Okay, okay, okay ... story time. I'll keep it short.

So I'm flying from New Orleans to Seattle on Southwest Airlines, via Houston, Salt Lake, and Spokane. In the seat beside me flying from New Orleans to Houston is a very professor-like gentleman with bad teeth and glasses, reading a copy of Boorstein's The Americans. Beside him sits his wife, reading a LaHaye novel. As the plane approaches Houston, the woman puts down the book and stares off into space until the stewardess comes along to take the empty cups and so forth. The gentleman beside me, emerging from his studious isolation, turns to his wife and says, "How was your book?" She turns to him, eyes alight and says, "It was really good. And the whole time, I didn't know how it would end!"

Okay ... so ... God versus the Devil, and she doesn't know how it ends? God versus the Devil according to a two-bit Christian propagandist and she doesn't know how it ends?

Seriously, the LaHaye phenomenon is perfect evidence of why people are freaking out, of why people, as I would assert, are so poorly educated as to be unable to cope with reality. And I've actually tried to read one of those things before; it was marginally less subtle than a William Shatner Tek novel.

So he has a point:
During the centuries when secularism seemed the wave of the future, Western intellectuals developed social-science models of extraordinary persuasiveness. Marx explained history through class struggle, other economists explained it through profit maximization. Professors of international affairs used conflict-of-interest doctrines and game theory to predict the dynamics between nation-states.

All these models are seductive and partly true. This country has built powerful institutions, such as the State Department and the CIA, that use them to try to develop sound policies. But none of the models can adequately account for religious ideas, impulses, and actions, because religious fervor can't be quantified and standardized. Religious motivations can't be explained by cost-benefit analysis.
It's true. You cannot figure religious fervor objectively. Since the diversity of any religious congregation means that each person will individually believe themselves correct, there is no conventional base from which to begin collecting data. Applying any model is difficult enough in the case of a social science, but in terms of religion, it is unwise. One must invoke certain mental health ideas when dealing with religions.

But if anyone has ever followed Sciforums debates on God, the Devil, Heaven and Hell, or Redemption in general, they've probably noticed that one of the chief reasons that questions still persist is that the faithful even disagree about these things to the point of making any attempted examination of the issue pointless. One can only build statistical reflections. Trying to predict arbitrary disagreement with reality is a little like trying to put out a fire with a cup of gasoline--it really shouldn't be done at peril to the self.

However, I disagree with the article author that we should simply roll over and quit trying. Being human is a lot of things; people are so desperate to understand what being human means that they will invent detailed myths and then kill each other over those myths in order to pretend they know what it is to be human. I will know what it means to be human if only for a second and it kills me to do so. That's a little bit like promising to bring you God before I die; unwise, but in the case of being human, I think it's worth the effort. So naturally the one thing I'm not going to do is just shrug, pretend I'm too stupid, and give up. I don't understand why religious advocates--specifically, Christian advocates--generally want people to simply give up on the human endeavor and undertake mere existence. What a waste of brain and thought and passion and humanity!

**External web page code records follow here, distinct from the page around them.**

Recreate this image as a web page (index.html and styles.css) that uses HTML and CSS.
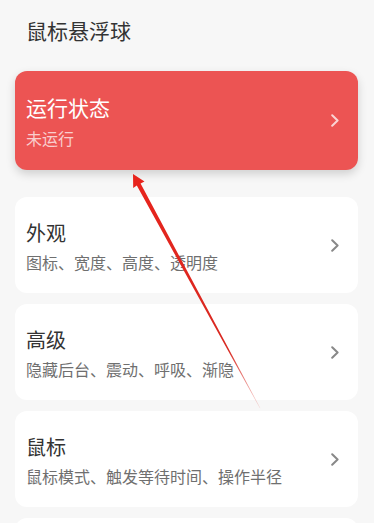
FILE: index.html
```html
<!DOCTYPE html>
<html lang="zh-CN">
<head>
<meta charset="utf-8">
<title>鼠标悬浮球</title>
<link rel="stylesheet" href="styles.css">
</head>
<body>
<div class="page">
  <header class="header">鼠标悬浮球</header>
  <div class="list">
    <div class="card card-active">
      <div class="card-text">
        <div class="card-title">运行状态</div>
        <div class="card-sub">未运行</div>
      </div>
      <svg class="chev" viewBox="0 0 8 13" width="8" height="13"><path d="M1.2 1.2 L6.6 6.5 L1.2 11.8" fill="none" stroke="currentColor" stroke-width="2" stroke-linecap="round" stroke-linejoin="round"/></svg>
    </div>
    <div class="card">
      <div class="card-text">
        <div class="card-title">外观</div>
        <div class="card-sub">图标、宽度、高度、透明度</div>
      </div>
      <svg class="chev" viewBox="0 0 8 13" width="8" height="13"><path d="M1.2 1.2 L6.6 6.5 L1.2 11.8" fill="none" stroke="currentColor" stroke-width="2" stroke-linecap="round" stroke-linejoin="round"/></svg>
    </div>
    <div class="card">
      <div class="card-text">
        <div class="card-title">高级</div>
        <div class="card-sub">隐藏后台、震动、呼吸、渐隐</div>
      </div>
      <svg class="chev" viewBox="0 0 8 13" width="8" height="13"><path d="M1.2 1.2 L6.6 6.5 L1.2 11.8" fill="none" stroke="currentColor" stroke-width="2" stroke-linecap="round" stroke-linejoin="round"/></svg>
    </div>
    <div class="card">
      <div class="card-text">
        <div class="card-title">鼠标</div>
        <div class="card-sub">鼠标模式、触发等待时间、操作半径</div>
      </div>
      <svg class="chev" viewBox="0 0 8 13" width="8" height="13"><path d="M1.2 1.2 L6.6 6.5 L1.2 11.8" fill="none" stroke="currentColor" stroke-width="2" stroke-linecap="round" stroke-linejoin="round"/></svg>
    </div>
    <div class="card"></div>
  </div>
  <svg class="annot" viewBox="0 0 374 523" width="374" height="523">
    <defs>
      <linearGradient id="fade" gradientUnits="userSpaceOnUse" x1="133" y1="174" x2="260" y2="408">
        <stop offset="0" stop-color="#e8231c"/>
        <stop offset="0.75" stop-color="#d82a22"/>
        <stop offset="1" stop-color="#d82a22" stop-opacity="0.15"/>
      </linearGradient>
    </defs>
    <polygon fill="url(#fade)" points="133,174 144.5,181.4 140.6,183.6 260.4,408.2 259.6,407.8 136.8,185.6 133.2,188"/>
  </svg>
</div>
</body>
</html>
```

FILE: styles.css
```css
html, body {
  margin: 0;
  padding: 0;
}
body {
  background: #f7f7f7;
  font-family: "Noto Sans CJK SC", "Noto Sans", sans-serif;
  overflow: hidden;
}
.page {
  position: relative;
  width: 374px;
  height: 523px;
  overflow: hidden;
}
.header {
  padding: 16px 0 0 26px;
  font-size: 21px;
  line-height: 28px;
  color: #333333;
}
.list {
  display: flex;
  flex-direction: column;
  gap: 11px;
  padding: 27px 16px 0 15px;
}
.card {
  display: flex;
  align-items: center;
  justify-content: space-between;
  background: #ffffff;
  border-radius: 12px;
  height: 96px;
  padding: 0 19px 0 11px;
  box-sizing: border-box;
  color: #888888;
  flex: none;
}
.card-active {
  height: 99px;
  background: #ec5453;
  box-shadow: 0 4px 10px rgba(0, 0, 0, 0.16);
  margin-bottom: 16px;
  color: rgba(255, 255, 255, 0.75);
}
.card-text {
  display: flex;
  flex-direction: column;
  gap: 4px;
  padding-top: 1px;
}
.card-title {
  font-size: 20px;
  line-height: 28px;
  color: #333333;
}
.card-sub {
  font-size: 16px;
  line-height: 22px;
  color: #6f6f6f;
}
.card-active .card-text {
  gap: 5px;
}
.card-active .card-title {
  color: #ffffff;
  font-size: 21px;
  line-height: 29px;
}
.card-active .card-sub {
  color: rgba(255, 255, 255, 0.72);
}
.chev {
  display: block;
  flex: none;
}
.annot {
  position: absolute;
  left: 0;
  top: 0;
  pointer-events: none;
}
```
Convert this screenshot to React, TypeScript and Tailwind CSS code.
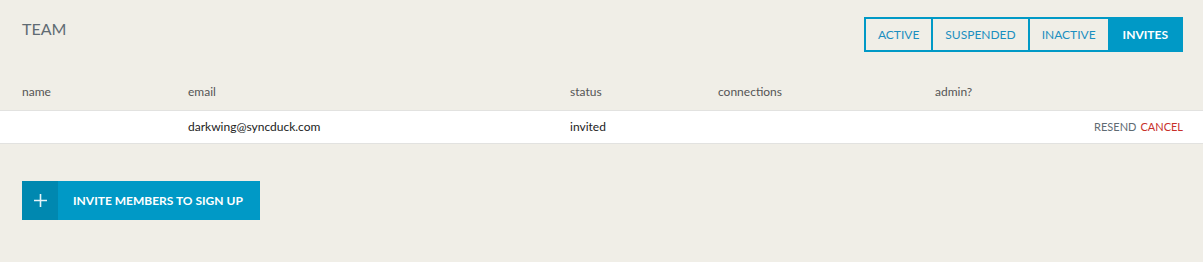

Reason has not failed; people just haven't gotten used to the idea that reasonable processes can be larger than their understanding. Life is a learning process, and when I see something that confuses me, I would rather learn what it is. Reason has not failed. The people giving up on reason have failed. They have failed themselves first and foremost, and tread back to God like puppies with tails between legs. And after that long hard confusion, it's always nice to hear a preacher wax philosophical about the Prodigal Son, or the Wheel of the Year, or the Cycle of the Hunter. Anything that welcomes them home to surrender.

The saying goes that the price of liberty is eternal vigilance. Likewise with reason: in order to be reasonable, you must pay the toll of knowng enough to be reasonable. The price of reason is eternal learning, ceaseless curiosity, and comfort enough with yourself to not sign it over to someone else's responsibility.

thanx,
Tiassa :cool:
 
The "secularist theory" is a red herring. The existence or nonexistence of God(s) is independent of security-driven public opinion. All we have here is biblthmp's silly little foray into argumentum ad numerum.
 
Hmm... I enjoyed your rant Tiassa,

CA... as usual, your assessment is likely right on target. I only wanted to mention that I'd thought of it as "christian optimism" rather than a "silly little foray into argumentum ad numerum".

When it's BS that gets you floating to begin with, it seems that BS is the only thing that keeps you afloat.